Tally every line of the material that includes "this", then give the tally and nothing else.

— Begin Listed records —

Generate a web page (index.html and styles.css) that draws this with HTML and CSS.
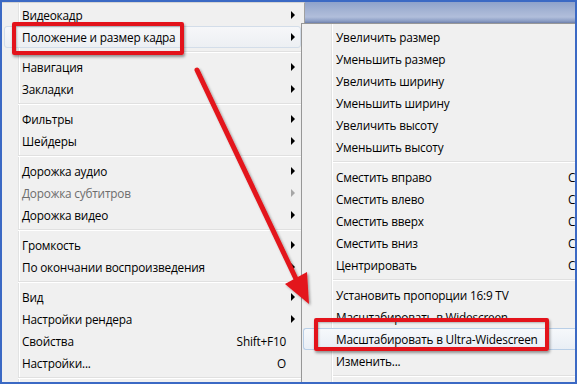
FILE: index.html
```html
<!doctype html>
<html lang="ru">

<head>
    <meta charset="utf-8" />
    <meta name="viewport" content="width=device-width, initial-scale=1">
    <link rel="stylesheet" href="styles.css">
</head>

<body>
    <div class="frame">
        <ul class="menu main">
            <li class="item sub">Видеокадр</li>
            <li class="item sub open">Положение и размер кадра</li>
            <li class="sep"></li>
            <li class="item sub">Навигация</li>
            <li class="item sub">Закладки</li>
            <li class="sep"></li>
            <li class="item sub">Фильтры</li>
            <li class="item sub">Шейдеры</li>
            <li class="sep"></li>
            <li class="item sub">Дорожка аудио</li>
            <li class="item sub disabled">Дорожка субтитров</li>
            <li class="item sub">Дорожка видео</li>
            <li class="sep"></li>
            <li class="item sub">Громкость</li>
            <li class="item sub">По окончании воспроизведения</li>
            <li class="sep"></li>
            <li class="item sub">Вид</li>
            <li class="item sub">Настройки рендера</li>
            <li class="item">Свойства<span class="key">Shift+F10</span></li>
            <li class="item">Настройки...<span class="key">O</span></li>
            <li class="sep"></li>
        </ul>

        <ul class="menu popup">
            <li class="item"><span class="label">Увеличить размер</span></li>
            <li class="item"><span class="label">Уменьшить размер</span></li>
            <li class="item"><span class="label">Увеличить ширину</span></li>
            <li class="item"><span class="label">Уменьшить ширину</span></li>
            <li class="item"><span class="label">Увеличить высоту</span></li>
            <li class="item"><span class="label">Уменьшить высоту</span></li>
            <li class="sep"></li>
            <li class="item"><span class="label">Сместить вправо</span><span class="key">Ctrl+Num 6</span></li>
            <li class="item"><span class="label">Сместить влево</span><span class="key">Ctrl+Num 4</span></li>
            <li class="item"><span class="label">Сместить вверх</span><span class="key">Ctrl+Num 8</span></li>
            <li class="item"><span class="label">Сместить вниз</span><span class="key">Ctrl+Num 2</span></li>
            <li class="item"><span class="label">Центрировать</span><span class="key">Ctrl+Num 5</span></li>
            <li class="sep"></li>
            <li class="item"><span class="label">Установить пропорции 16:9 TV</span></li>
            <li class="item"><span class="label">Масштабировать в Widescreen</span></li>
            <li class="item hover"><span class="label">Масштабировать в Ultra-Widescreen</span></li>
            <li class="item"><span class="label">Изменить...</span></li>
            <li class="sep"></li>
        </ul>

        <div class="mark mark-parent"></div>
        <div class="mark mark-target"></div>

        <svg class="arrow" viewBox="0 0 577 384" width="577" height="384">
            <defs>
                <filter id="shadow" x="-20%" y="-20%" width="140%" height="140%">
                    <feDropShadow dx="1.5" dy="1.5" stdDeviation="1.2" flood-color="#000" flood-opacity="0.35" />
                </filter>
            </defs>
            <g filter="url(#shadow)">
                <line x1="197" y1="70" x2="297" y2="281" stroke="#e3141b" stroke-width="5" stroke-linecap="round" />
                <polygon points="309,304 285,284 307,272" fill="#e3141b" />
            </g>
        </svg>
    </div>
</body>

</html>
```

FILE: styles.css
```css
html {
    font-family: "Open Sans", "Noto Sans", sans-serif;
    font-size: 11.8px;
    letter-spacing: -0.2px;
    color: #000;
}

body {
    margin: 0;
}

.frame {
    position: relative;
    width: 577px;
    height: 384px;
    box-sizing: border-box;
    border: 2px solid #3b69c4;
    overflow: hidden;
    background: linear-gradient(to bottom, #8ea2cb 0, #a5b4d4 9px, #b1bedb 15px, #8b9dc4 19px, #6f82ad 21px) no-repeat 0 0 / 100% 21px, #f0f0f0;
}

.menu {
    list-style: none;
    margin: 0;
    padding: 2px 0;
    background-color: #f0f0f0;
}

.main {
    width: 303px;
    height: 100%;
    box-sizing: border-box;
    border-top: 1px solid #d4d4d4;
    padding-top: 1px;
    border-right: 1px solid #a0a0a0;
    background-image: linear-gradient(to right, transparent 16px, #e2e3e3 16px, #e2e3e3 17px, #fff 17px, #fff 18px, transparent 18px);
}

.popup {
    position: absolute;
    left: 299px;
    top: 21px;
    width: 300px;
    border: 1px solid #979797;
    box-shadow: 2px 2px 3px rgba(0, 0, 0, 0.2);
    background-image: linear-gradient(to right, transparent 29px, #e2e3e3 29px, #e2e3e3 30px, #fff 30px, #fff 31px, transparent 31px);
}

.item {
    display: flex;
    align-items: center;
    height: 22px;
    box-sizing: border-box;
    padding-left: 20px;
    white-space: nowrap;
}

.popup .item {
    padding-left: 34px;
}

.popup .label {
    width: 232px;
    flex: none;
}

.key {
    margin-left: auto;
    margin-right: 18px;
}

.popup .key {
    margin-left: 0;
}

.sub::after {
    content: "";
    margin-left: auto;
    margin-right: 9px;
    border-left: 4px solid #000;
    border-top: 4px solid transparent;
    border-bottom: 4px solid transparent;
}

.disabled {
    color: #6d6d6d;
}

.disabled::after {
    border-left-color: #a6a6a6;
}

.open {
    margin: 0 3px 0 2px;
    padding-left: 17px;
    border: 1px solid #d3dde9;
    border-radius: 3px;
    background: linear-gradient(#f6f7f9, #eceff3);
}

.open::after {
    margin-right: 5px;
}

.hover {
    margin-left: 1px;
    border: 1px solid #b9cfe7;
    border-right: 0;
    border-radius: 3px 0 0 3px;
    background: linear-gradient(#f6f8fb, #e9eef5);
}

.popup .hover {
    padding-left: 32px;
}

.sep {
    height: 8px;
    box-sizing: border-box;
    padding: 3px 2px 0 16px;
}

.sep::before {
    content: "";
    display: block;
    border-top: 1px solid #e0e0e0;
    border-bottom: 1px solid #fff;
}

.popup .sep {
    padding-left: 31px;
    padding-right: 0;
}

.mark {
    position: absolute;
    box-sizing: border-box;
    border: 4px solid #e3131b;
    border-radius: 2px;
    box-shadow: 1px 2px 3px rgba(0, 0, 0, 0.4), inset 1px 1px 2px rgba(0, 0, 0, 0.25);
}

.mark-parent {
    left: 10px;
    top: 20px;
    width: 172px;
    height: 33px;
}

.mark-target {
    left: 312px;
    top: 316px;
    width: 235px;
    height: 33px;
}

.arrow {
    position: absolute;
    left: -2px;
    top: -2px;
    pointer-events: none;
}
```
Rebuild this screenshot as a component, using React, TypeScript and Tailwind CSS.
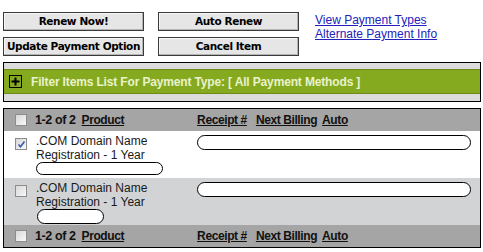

— End Listed records —

▶ _Answer to the exercise_: 2